For each line that holds "React", copy the line out.

--

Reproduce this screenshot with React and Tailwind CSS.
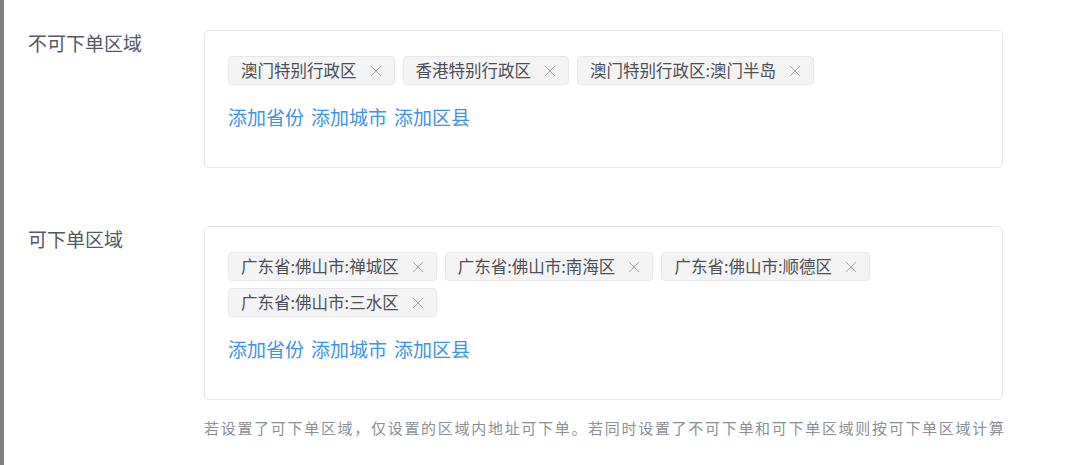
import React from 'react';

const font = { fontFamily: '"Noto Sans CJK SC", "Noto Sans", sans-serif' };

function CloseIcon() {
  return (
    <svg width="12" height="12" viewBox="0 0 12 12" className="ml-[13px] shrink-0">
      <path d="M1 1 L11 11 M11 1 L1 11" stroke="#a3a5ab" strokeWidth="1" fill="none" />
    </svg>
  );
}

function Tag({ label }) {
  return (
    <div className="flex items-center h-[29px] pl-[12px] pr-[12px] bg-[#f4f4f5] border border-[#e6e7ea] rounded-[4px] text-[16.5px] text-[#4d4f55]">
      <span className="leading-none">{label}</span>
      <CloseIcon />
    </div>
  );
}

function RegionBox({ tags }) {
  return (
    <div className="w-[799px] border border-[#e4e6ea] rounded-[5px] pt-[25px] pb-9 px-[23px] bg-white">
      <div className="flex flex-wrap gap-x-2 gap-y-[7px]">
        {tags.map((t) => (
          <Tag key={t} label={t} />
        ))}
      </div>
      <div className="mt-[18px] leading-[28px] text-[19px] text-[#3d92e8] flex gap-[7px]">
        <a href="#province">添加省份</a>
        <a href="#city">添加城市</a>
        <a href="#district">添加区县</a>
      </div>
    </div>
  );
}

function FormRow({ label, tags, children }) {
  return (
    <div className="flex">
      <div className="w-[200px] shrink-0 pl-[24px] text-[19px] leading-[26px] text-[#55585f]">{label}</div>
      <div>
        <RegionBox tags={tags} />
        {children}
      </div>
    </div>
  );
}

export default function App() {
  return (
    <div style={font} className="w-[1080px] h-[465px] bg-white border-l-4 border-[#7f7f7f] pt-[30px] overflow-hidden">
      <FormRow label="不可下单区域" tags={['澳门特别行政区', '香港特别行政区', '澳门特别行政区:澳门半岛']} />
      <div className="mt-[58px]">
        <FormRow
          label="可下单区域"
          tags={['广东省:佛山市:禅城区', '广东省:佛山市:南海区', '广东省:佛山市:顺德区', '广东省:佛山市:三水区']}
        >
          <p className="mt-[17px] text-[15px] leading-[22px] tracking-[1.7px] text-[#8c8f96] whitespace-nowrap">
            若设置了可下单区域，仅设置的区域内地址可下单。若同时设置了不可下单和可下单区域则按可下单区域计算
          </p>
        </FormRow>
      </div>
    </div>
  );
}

--

▸ CORRECT RESPONSE:
Reproduce this screenshot with React and Tailwind CSS.
import React from 'react';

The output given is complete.